Robert will provide feedback on the assignments through reviews of your results, and if you need additional help, he will be available for office hours by appointment.
During the course we will cover the following topics:
Week One: Know your tools: basic HTML, CSS Selectors, web APIs, Google Chrome Developer Tools, Scraper, import.io, Data Science Studio, Python (Anaconda), Python libraries including Jupyter, BeautifulSoup4 and Pandas.
Week Two: Web scraping using desktop tools
Week Three: Web scraping using online tools
Week Four: Obtain data from Web APIs with existing tools
Week Five: Mining your data for insights using Data Science Studio
Week Six: Web scraping using Python
Week Seven: Obtaining data from Web APIs using Python
Week Eight: Mining your data for insights using Python
At the end of this course you'll be able to apply your knowledge to other websites and web APIs.
Your Instructor: Robert Dempsey
Robert Dempsey is a skill hacker specializing in data engineering, business intelligence, Python development and self-improvement. He's founded and built three startups in tech and marketing, developed and sold two SaaS applications, consulted to Fortune 500 and Inc. 500 companies, and spoken nationally and internationally on software development and agile project management.
He currently heads up the data team at ARPC, organizes Data Wranglers DC, teaches data engineering at District Data Labs, and is the author of Python Business Intelligence Cookbook, from Packt Publishing.

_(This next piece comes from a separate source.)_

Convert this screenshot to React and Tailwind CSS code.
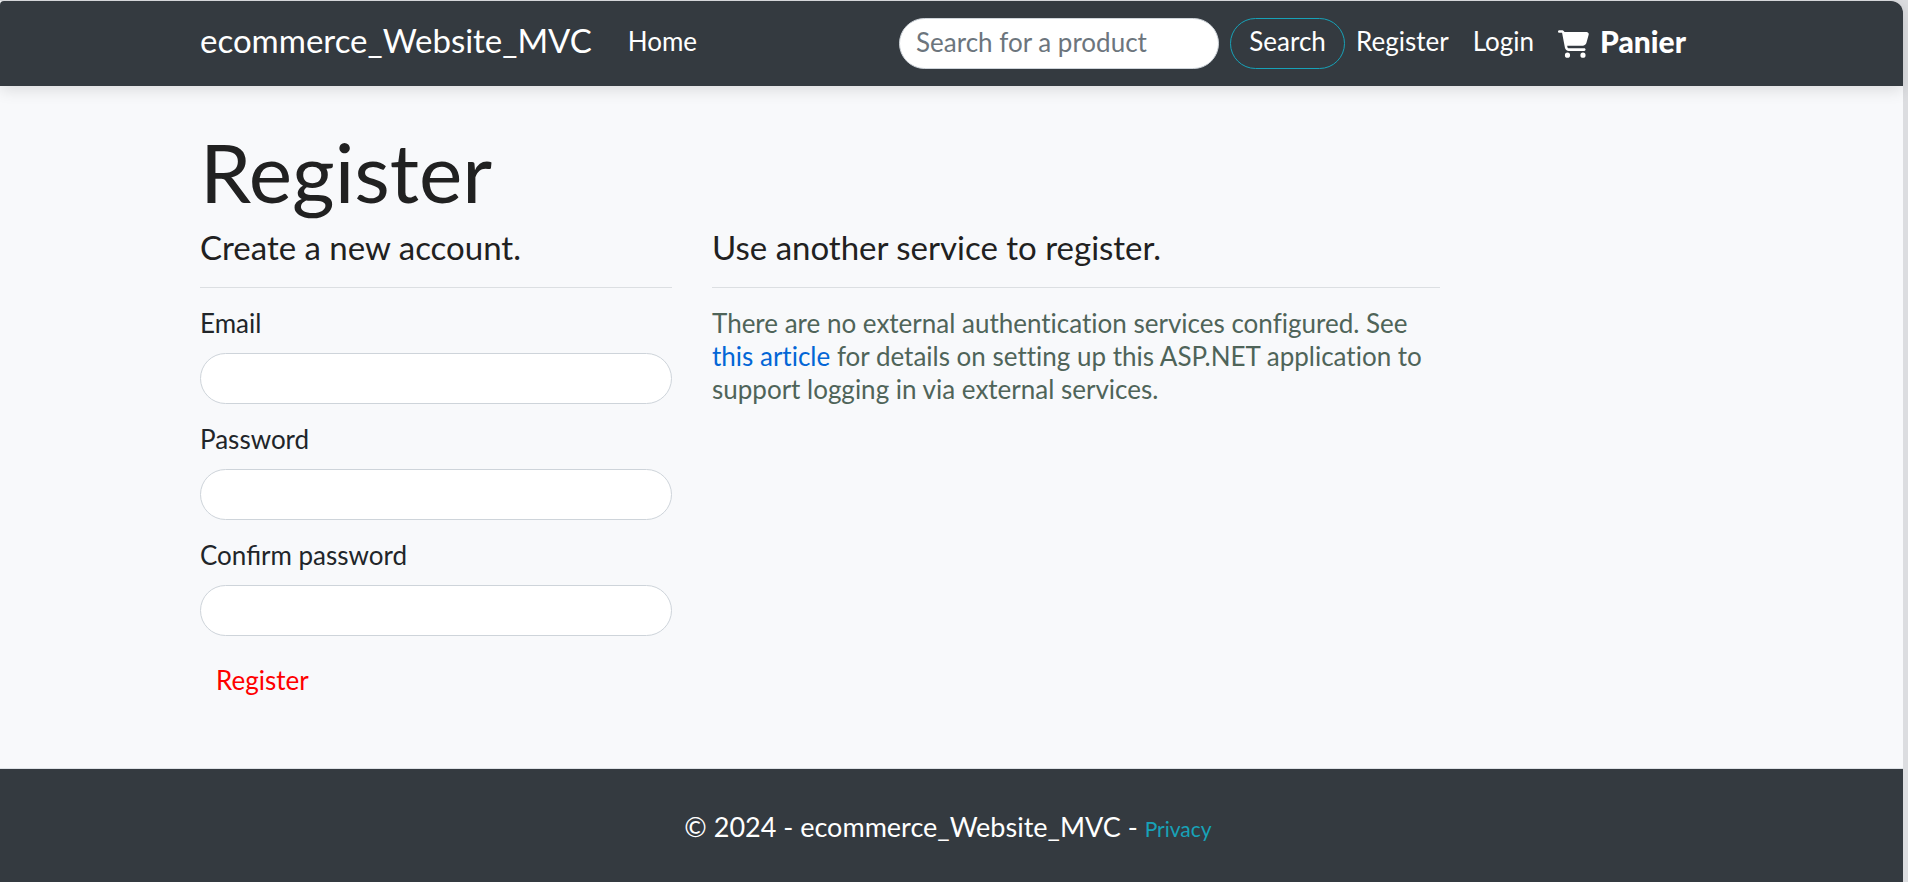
import React from "react";
import { FaCartShopping } from "react-icons/fa6";

const fields = [
  { id: "email", label: "Email", type: "email" },
  { id: "password", label: "Password", type: "password" },
  { id: "confirm-password", label: "Confirm password", type: "password" },
];

const inputClass =
  "h-[51px] rounded-full border border-[#ced4da] bg-white px-4 pb-1 text-[#212529] outline-none";

function Header() {
  return (
    <header className="relative rounded-tr-[12px] rounded-tl-[4px] bg-[#343a40] pr-[7px] text-white shadow-[0_4px_16px_rgba(0,0,0,0.12)]">
      <nav className="mx-auto flex h-[85px] max-w-[1536px] items-center px-5">
        <a href="#" className="pb-2 text-[33px] leading-[40px]">
          ecommerce_Website_MVC
        </a>
        <a href="#" className="ml-9 pb-1">
          Home
        </a>
        <form className="ml-auto flex items-center gap-[11px]" onSubmit={(e) => e.preventDefault()}>
          <input
            type="search"
            aria-label="Search for a product"
            placeholder="Search for a product"
            className={inputClass + " w-[320px] placeholder:text-[#6c757d]"}
          />
          <button
            type="submit"
            className="h-[51px] w-[115px] rounded-full border border-[#17a2b8] pb-1"
          >
            Search
          </button>
        </form>
        <a href="#" className="ml-[11px] pb-1">
          Register
        </a>
        <a href="#" className="ml-6 pb-1">
          Login
        </a>
        <a href="#" className="ml-6 mr-[10px] flex items-center gap-[11px] text-[30px] font-black">
          <FaCartShopping className="h-[28px] w-[31px]" />
          <span className="pb-1">Panier</span>
        </a>
      </nav>
    </header>
  );
}

function SectionTitle({ children }) {
  return (
    <h2 className="border-b border-[#dcdfe2] pb-[22px] text-[33px] leading-[36px] text-[#212121]">
      {children}
    </h2>
  );
}

export default function App() {
  return (
    <div className="min-h-screen bg-[#dcdde0] pt-px pr-[5px] font-['Lato','Liberation_Sans',sans-serif] text-[26px] leading-[33px]">
      <div className="flex min-h-[calc(100vh-1px)] flex-col rounded-tr-[12px] bg-[#f8f9fb]">
        <Header />
        <main className="flex-1 pr-[7px]">
          <div className="mx-auto max-w-[1536px] px-5 pt-[38px]">
            <h1 className="text-[82px] leading-[94px] text-[#212121]">Register</h1>
            <div className="-mx-5 mt-[11px] grid grid-cols-12">
              <section className="col-span-4 px-5">
                <SectionTitle>Create a new account.</SectionTitle>
                <form className="pt-[19px] text-[#212529]" onSubmit={(e) => e.preventDefault()}>
                  {fields.map((field) => (
                    <div key={field.id} className="mb-[19px] flex flex-col gap-[13px]">
                      <label htmlFor={field.id}>{field.label}</label>
                      <input id={field.id} type={field.type} className={inputClass} />
                    </div>
                  ))}
                  <button type="submit" className="h-[51px] px-4 text-[#ff0000]">
                    Register
                  </button>
                </form>
              </section>
              <section className="col-span-6 px-5">
                <SectionTitle>Use another service to register.</SectionTitle>
                <p className="pt-[19px] text-[#4f6459] [font-variant-ligatures:none]">
                  There are no external authentication services configured. See{" "}
                  <a href="#" className="text-[#0366d6]">
                    this article
                  </a>{" "}
                  for details on setting up this ASP.NET application to support logging in via
                  external services.
                </p>
              </section>
            </div>
          </div>
        </main>
        <footer className="flex h-[114px] items-center justify-center border-t border-[#dee2e6] bg-[#343a40] pt-1 pr-[7px] text-white">
          <p className="text-[27px]">
            © 2024 - ecommerce_Website_MVC -{" "}
            <a href="#" className="text-[21px] text-[#17a2b8]">
              Privacy
            </a>
          </p>
        </footer>
      </div>
    </div>
  );
}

The price of the course is $645. Most students choose to pursue a 3-part payment plan.
— The Application Period is Now Over —
If you wish to cancel your registration before the start of the course, we’ll refund the tuition you’ve paid minus a $215 non-refundable deposit. We do not refund tuition after the course has started.
*Most students choose to pursue a 3-part payment plan with a deposit of $215 and then 2 additional installments of $215. After you submit a down payment to confirm your spot we will work with you to confirm payment dates for the remainder of your tuition.
Q. What days are the classes being held?
A. Tuesdays and Thursdays from 7-8pm.
Q. How do I apply for the course?
A. Just fill out the application >>
Q. What is the time period for applying for the course?
A. The application period is open until midnight on December 31, 2015.
Q. Why do you have an application?
A. I want to be sure that anyone who signs up for the course will be successful. The application allows me to speak with people beforehand to ensure they will get the most out of the class.
Q. When does the course start?
A. The first class will be held January 12, 2016.
Q. Will I be able to speak with you during the course or is this all lecture and homework?
A. You will have unlimited email communication with me throughout the course, and I am setting aside office hours for GoToMeeting sessions with students on an as-needed basis. In short, I want to ensure this course is interactive and you can apply what you learn to other scraping projects.
Q. Will you show ways to do scraping and not get banned by the site?
A. Yes, yes I will.
Q. Can you recommend an alternative to data science studio for 100M records?
A. With that amount of data you need to use “big data” technologies like Hadoop and Spark. If you don't have infrastructure in-house you can deploy onto Amazon Web Services. However if you aren't looking for purely “free” solutions, the enterprise version of Data Science Studio can work with Spark.
Q. If I can write web spiders and scrape pages with scrapy, do I need this course?
A. If you are successfully scraping both simple and complex web pages and creating spiders, then no. I'd suggest taking an analysis-centric course instead.